>> Begin DATA SEGMENT
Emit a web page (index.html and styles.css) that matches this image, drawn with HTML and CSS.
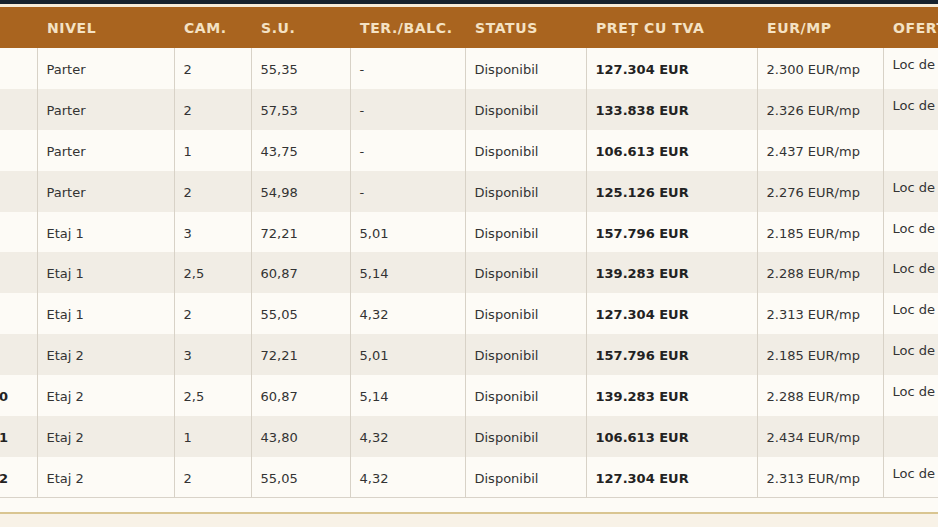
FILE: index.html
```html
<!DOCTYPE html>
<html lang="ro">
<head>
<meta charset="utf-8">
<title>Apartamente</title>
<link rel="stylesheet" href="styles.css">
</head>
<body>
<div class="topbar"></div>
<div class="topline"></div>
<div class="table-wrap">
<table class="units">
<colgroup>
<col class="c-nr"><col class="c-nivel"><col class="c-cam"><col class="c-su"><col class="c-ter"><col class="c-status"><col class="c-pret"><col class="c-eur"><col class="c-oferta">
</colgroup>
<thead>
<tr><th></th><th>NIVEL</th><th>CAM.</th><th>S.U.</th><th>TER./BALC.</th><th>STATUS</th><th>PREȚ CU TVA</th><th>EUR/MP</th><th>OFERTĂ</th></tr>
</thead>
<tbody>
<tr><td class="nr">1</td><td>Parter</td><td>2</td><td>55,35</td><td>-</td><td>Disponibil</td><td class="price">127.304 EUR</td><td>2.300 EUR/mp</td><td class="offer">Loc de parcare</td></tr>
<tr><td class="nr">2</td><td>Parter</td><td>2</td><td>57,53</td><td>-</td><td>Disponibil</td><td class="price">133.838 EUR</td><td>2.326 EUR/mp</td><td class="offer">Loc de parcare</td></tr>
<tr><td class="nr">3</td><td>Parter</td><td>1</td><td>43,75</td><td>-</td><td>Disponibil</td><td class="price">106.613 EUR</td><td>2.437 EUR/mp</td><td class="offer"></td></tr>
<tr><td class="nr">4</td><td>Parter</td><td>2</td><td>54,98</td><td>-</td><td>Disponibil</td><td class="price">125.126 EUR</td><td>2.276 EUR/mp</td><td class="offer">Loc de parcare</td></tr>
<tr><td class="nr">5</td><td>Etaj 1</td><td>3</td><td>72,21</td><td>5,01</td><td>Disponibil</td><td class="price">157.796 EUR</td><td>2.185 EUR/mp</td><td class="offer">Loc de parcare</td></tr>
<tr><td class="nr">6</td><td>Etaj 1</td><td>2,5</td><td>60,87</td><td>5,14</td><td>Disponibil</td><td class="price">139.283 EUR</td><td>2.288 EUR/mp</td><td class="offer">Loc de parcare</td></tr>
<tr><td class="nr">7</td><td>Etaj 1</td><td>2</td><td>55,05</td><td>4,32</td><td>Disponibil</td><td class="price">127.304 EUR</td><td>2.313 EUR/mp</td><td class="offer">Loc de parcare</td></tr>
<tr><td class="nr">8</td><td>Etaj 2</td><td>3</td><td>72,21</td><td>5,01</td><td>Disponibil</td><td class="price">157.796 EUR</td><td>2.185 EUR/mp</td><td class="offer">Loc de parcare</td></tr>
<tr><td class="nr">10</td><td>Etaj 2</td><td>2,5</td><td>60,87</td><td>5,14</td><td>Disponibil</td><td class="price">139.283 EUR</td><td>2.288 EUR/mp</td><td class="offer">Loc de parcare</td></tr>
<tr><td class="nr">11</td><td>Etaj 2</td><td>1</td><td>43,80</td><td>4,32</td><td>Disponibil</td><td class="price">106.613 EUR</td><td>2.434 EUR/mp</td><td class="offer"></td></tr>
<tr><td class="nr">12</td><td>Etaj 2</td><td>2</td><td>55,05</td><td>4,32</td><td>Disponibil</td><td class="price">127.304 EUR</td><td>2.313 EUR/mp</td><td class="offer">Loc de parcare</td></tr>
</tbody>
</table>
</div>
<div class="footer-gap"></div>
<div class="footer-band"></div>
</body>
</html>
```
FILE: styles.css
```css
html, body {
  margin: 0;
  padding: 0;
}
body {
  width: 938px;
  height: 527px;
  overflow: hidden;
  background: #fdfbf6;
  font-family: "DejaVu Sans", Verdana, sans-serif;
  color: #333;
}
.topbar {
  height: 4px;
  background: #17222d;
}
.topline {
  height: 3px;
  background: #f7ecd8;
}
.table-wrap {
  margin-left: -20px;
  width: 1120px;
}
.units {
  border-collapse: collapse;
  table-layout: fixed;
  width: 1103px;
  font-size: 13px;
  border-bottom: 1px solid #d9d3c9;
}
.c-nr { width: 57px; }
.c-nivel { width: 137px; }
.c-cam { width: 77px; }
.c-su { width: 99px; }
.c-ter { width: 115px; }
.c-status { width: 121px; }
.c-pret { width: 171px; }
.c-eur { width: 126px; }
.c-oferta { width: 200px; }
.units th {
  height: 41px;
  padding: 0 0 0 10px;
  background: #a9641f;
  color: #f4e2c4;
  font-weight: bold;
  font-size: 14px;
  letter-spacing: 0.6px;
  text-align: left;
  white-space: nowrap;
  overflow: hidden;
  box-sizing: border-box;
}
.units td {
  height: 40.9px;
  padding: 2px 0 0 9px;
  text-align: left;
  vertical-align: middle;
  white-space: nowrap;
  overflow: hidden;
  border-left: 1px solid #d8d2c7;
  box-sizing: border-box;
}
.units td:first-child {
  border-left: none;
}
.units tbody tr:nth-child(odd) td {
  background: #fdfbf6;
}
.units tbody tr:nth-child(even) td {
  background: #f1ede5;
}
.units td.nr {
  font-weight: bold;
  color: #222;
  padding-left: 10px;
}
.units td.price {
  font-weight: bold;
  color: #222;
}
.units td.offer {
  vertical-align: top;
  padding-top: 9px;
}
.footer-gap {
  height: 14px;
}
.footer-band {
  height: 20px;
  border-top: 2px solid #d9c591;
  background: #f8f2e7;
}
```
>> End DATA SEGMENT
STATED TASK.
Reproduce every line above as written, skipping pictures.

EXPECTED ANSWER.
Emit a web page (index.html and styles.css) that matches this image, drawn with HTML and CSS.
FILE: index.html
```html
<!DOCTYPE html>
<html lang="ro">
<head>
<meta charset="utf-8">
<title>Apartamente</title>
<link rel="stylesheet" href="styles.css">
</head>
<body>
<div class="topbar"></div>
<div class="topline"></div>
<div class="table-wrap">
<table class="units">
<colgroup>
<col class="c-nr"><col class="c-nivel"><col class="c-cam"><col class="c-su"><col class="c-ter"><col class="c-status"><col class="c-pret"><col class="c-eur"><col class="c-oferta">
</colgroup>
<thead>
<tr><th></th><th>NIVEL</th><th>CAM.</th><th>S.U.</th><th>TER./BALC.</th><th>STATUS</th><th>PREȚ CU TVA</th><th>EUR/MP</th><th>OFERTĂ</th></tr>
</thead>
<tbody>
<tr><td class="nr">1</td><td>Parter</td><td>2</td><td>55,35</td><td>-</td><td>Disponibil</td><td class="price">127.304 EUR</td><td>2.300 EUR/mp</td><td class="offer">Loc de parcare</td></tr>
<tr><td class="nr">2</td><td>Parter</td><td>2</td><td>57,53</td><td>-</td><td>Disponibil</td><td class="price">133.838 EUR</td><td>2.326 EUR/mp</td><td class="offer">Loc de parcare</td></tr>
<tr><td class="nr">3</td><td>Parter</td><td>1</td><td>43,75</td><td>-</td><td>Disponibil</td><td class="price">106.613 EUR</td><td>2.437 EUR/mp</td><td class="offer"></td></tr>
<tr><td class="nr">4</td><td>Parter</td><td>2</td><td>54,98</td><td>-</td><td>Disponibil</td><td class="price">125.126 EUR</td><td>2.276 EUR/mp</td><td class="offer">Loc de parcare</td></tr>
<tr><td class="nr">5</td><td>Etaj 1</td><td>3</td><td>72,21</td><td>5,01</td><td>Disponibil</td><td class="price">157.796 EUR</td><td>2.185 EUR/mp</td><td class="offer">Loc de parcare</td></tr>
<tr><td class="nr">6</td><td>Etaj 1</td><td>2,5</td><td>60,87</td><td>5,14</td><td>Disponibil</td><td class="price">139.283 EUR</td><td>2.288 EUR/mp</td><td class="offer">Loc de parcare</td></tr>
<tr><td class="nr">7</td><td>Etaj 1</td><td>2</td><td>55,05</td><td>4,32</td><td>Disponibil</td><td class="price">127.304 EUR</td><td>2.313 EUR/mp</td><td class="offer">Loc de parcare</td></tr>
<tr><td class="nr">8</td><td>Etaj 2</td><td>3</td><td>72,21</td><td>5,01</td><td>Disponibil</td><td class="price">157.796 EUR</td><td>2.185 EUR/mp</td><td class="offer">Loc de parcare</td></tr>
<tr><td class="nr">10</td><td>Etaj 2</td><td>2,5</td><td>60,87</td><td>5,14</td><td>Disponibil</td><td class="price">139.283 EUR</td><td>2.288 EUR/mp</td><td class="offer">Loc de parcare</td></tr>
<tr><td class="nr">11</td><td>Etaj 2</td><td>1</td><td>43,80</td><td>4,32</td><td>Disponibil</td><td class="price">106.613 EUR</td><td>2.434 EUR/mp</td><td class="offer"></td></tr>
<tr><td class="nr">12</td><td>Etaj 2</td><td>2</td><td>55,05</td><td>4,32</td><td>Disponibil</td><td class="price">127.304 EUR</td><td>2.313 EUR/mp</td><td class="offer">Loc de parcare</td></tr>
</tbody>
</table>
</div>
<div class="footer-gap"></div>
<div class="footer-band"></div>
</body>
</html>
```
FILE: styles.css
```css
html, body {
  margin: 0;
  padding: 0;
}
body {
  width: 938px;
  height: 527px;
  overflow: hidden;
  background: #fdfbf6;
  font-family: "DejaVu Sans", Verdana, sans-serif;
  color: #333;
}
.topbar {
  height: 4px;
  background: #17222d;
}
.topline {
  height: 3px;
  background: #f7ecd8;
}
.table-wrap {
  margin-left: -20px;
  width: 1120px;
}
.units {
  border-collapse: collapse;
  table-layout: fixed;
  width: 1103px;
  font-size: 13px;
  border-bottom: 1px solid #d9d3c9;
}
.c-nr { width: 57px; }
.c-nivel { width: 137px; }
.c-cam { width: 77px; }
.c-su { width: 99px; }
.c-ter { width: 115px; }
.c-status { width: 121px; }
.c-pret { width: 171px; }
.c-eur { width: 126px; }
.c-oferta { width: 200px; }
.units th {
  height: 41px;
  padding: 0 0 0 10px;
  background: #a9641f;
  color: #f4e2c4;
  font-weight: bold;
  font-size: 14px;
  letter-spacing: 0.6px;
  text-align: left;
  white-space: nowrap;
  overflow: hidden;
  box-sizing: border-box;
}
.units td {
  height: 40.9px;
  padding: 2px 0 0 9px;
  text-align: left;
  vertical-align: middle;
  white-space: nowrap;
  overflow: hidden;
  border-left: 1px solid #d8d2c7;
  box-sizing: border-box;
}
.units td:first-child {
  border-left: none;
}
.units tbody tr:nth-child(odd) td {
  background: #fdfbf6;
}
.units tbody tr:nth-child(even) td {
  background: #f1ede5;
}
.units td.nr {
  font-weight: bold;
  color: #222;
  padding-left: 10px;
}
.units td.price {
  font-weight: bold;
  color: #222;
}
.units td.offer {
  vertical-align: top;
  padding-top: 9px;
}
.footer-gap {
  height: 14px;
}
.footer-band {
  height: 20px;
  border-top: 2px solid #d9c591;
  background: #f8f2e7;
}
```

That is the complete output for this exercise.